While doctors have seemingly embraced both document management and mobility, one study suggests that the technology may not be able to keep up with their innovation. The medical industry may need more advancement from Apple’s iPads before the full benefits of ECM and workflow can be fully utilized remotely. A survey by Spyglass Consulting Group said that while 80% of doctors see the popular tablet as having a promising future in healthcare, they are skeptical that it’s ready for prime time right now. Managing director of the company Gregg Malkary said that “significant software innovation” is needed to help the iPad and other tablets become more integrated within the medical industry.

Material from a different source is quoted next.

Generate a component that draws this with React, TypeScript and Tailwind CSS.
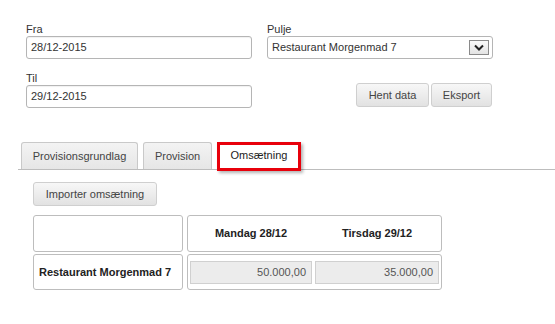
import React from 'react';

const btn =
  'h-[24px] rounded-[3px] border border-[#cfcfcf] bg-linear-to-b from-[#f7f7f7] to-[#e2e2e2] text-[11px] text-[#444]';

function Field({ label, value }: { label: string; value: string }) {
  return (
    <div className="flex flex-col">
      <label className="h-[12px] text-[11px] leading-[12px] text-[#333]">{label}</label>
      <div className="mt-[1px] flex h-[23px] w-[226px] items-center rounded-[3px] border border-[#b5b5b5] px-[4px] text-[11px] text-[#333] shadow-[inset_0_1px_1px_rgba(0,0,0,0.06)]">
        {value}
      </div>
    </div>
  );
}

export default function App() {
  return (
    <div className="h-[324px] w-[555px] overflow-hidden bg-white font-['Liberation_Sans',Arial,sans-serif] text-[11px] text-[#333]">
      {/* Filter form */}
      <div className="flex gap-[15px] pl-[26px] pt-[23px]">
        <div className="flex flex-col gap-[13px]">
          <Field label="Fra" value="28/12-2015" />
          <Field label="Til" value="29/12-2015" />
        </div>
        <div className="flex w-[226px] flex-col">
          <label className="h-[12px] text-[11px] leading-[12px]">Pulje</label>
          <div className="mt-[1px] flex h-[23px] items-center justify-between rounded-[3px] border border-[#b5b5b5] pl-[4px] pr-[3px]">
            <span>Restaurant Morgenmad 7</span>
            <div className="flex h-[15px] w-[20px] items-center justify-center border border-[#8a8a8a] bg-linear-to-b from-[#fafafa] to-[#e4e4e4]">
              <svg width="10" height="7" viewBox="0 0 10 7">
                <path d="M1 1.5 L5 5.5 L9 1.5" fill="none" stroke="#222" strokeWidth="2" />
              </svg>
            </div>
          </div>
          <div className="mt-[24px] flex justify-end gap-[2px] pr-[1px]">
            <button className={`${btn} w-[73px]`}>Hent data</button>
            <button className={`${btn} w-[61px]`}>Eksport</button>
          </div>
        </div>
      </div>

      {/* Tabs */}
      <div className="ml-[18px] mt-[35px] flex h-[27px] items-end gap-[5px] border-b border-[#bdbdbd] pl-[3px]">
        <div className="flex h-[27px] w-[117px] items-center justify-center rounded-t-[3px] border border-b-0 border-[#c9c9c9] bg-linear-to-b from-[#f3f3f3] to-[#e6e6e6] text-[#444]">
          Provisionsgrundlag
        </div>
        <div className="flex h-[27px] w-[69px] items-center justify-center rounded-t-[3px] border border-b-0 border-[#c9c9c9] bg-linear-to-b from-[#f3f3f3] to-[#e6e6e6] text-[#444]">
          Provision
        </div>
        <div className="relative -mb-[2px] flex h-[29px] w-[84px] items-center justify-center border-[3px] border-[#e8000b] bg-white pb-[2px] text-[#222] shadow-[2px_2px_3px_rgba(0,0,0,0.3)]">
          Omsætning
        </div>
      </div>

      {/* Content */}
      <div className="pl-[33px] pt-[12px]">
        <button className={`${btn} h-[23px] w-[124px]`}>Importer omsætning</button>

        <div className="mt-[9px] grid grid-cols-[150px_255px] gap-x-[4px] gap-y-[2px]">
          <div className="h-[37px] rounded-[3px] border border-[#bdbdbd]" />
          <div className="flex h-[37px] items-center rounded-[3px] border border-[#bdbdbd] font-bold text-[#222]">
            <div className="w-[126px] text-center">Mandag 28/12</div>
            <div className="w-[126px] text-center">Tirsdag 29/12</div>
          </div>
          <div className="flex h-[36px] items-center rounded-[3px] border border-[#bdbdbd] pl-[5px] font-bold text-[#222]">
            Restaurant Morgenmad 7
          </div>
          <div className="flex h-[36px] items-center gap-[3px] rounded-[3px] border border-[#bdbdbd] px-[2px]">
            <div className="flex h-[23px] w-[122px] items-center justify-end border border-[#d0d0d0] bg-[#ececec] pr-[5px] text-[#555]">
              50.000,00
            </div>
            <div className="flex h-[23px] w-[124px] items-center justify-end border border-[#d0d0d0] bg-[#ececec] pr-[5px] text-[#555]">
              35.000,00
            </div>
          </div>
        </div>
      </div>
    </div>
  );
}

“What we do know right now is we have leading-edge hardware; we need leading-edge software to complement it,” Gregg Malkary, managing director of Spyglass Consulting Group, said to eWeek. He added that there needs to be gesture-based computing, natural language speech recognition, unified communications and video conferencing.
Other statistics from the survey
Ninety-eight percent of physicians in the survey said they have adopted mobile computing devices to support workflow in both their personal and professional life. These doctors said low costs, ease of use, apps and location-based services were big factors into why the decided to go with the mobile technology.
Even so, Malkary said there needs to be more there.
“As soon as you ask how it’s used in the clinical setting, [doctors] say, ‘Well, we’re not quite right there,’” said Malkary, according to eWeek. “They need to be optimized to run on that platform, and right now, they’re forced to use remote access tools like Citrix or other desktop virtualization tools.”
The survey also found that 75 percent of hospital staff was reluctant or unwilling to support mobile devices due to security and reliability issues, even though many workflow solutions provide greater security and controls than traditional paper storage or computer systems. About 83 percent said their desktops were still the main point from where they were able to access information. With a mobile document management system, these doctors would be able to access information from anywhere with smartphones and tablets.
A survey from June 2010 shows that most doctors use smartphones for the purpose of workflow, business and personal life. About 94 percent of doctors said they used mobile devices for this purpose, which Spyglass said was up from 59 percent in 2006.
“Physician smartphone adoption is occurring more rapidly than with members of the general public,” Malkary said. “Physicians are showing a clear preference for using the Apple iPhone (44 percent) over the RIM BlackBerry (25 percent).”
Adding new pieces of technology for doctors, such as workflow software and document management programs could help move the technology forward in the medical field. The key is to make sure the ECM solution is ready to go mobile, can integrate with existing systems and provides granular security and controls.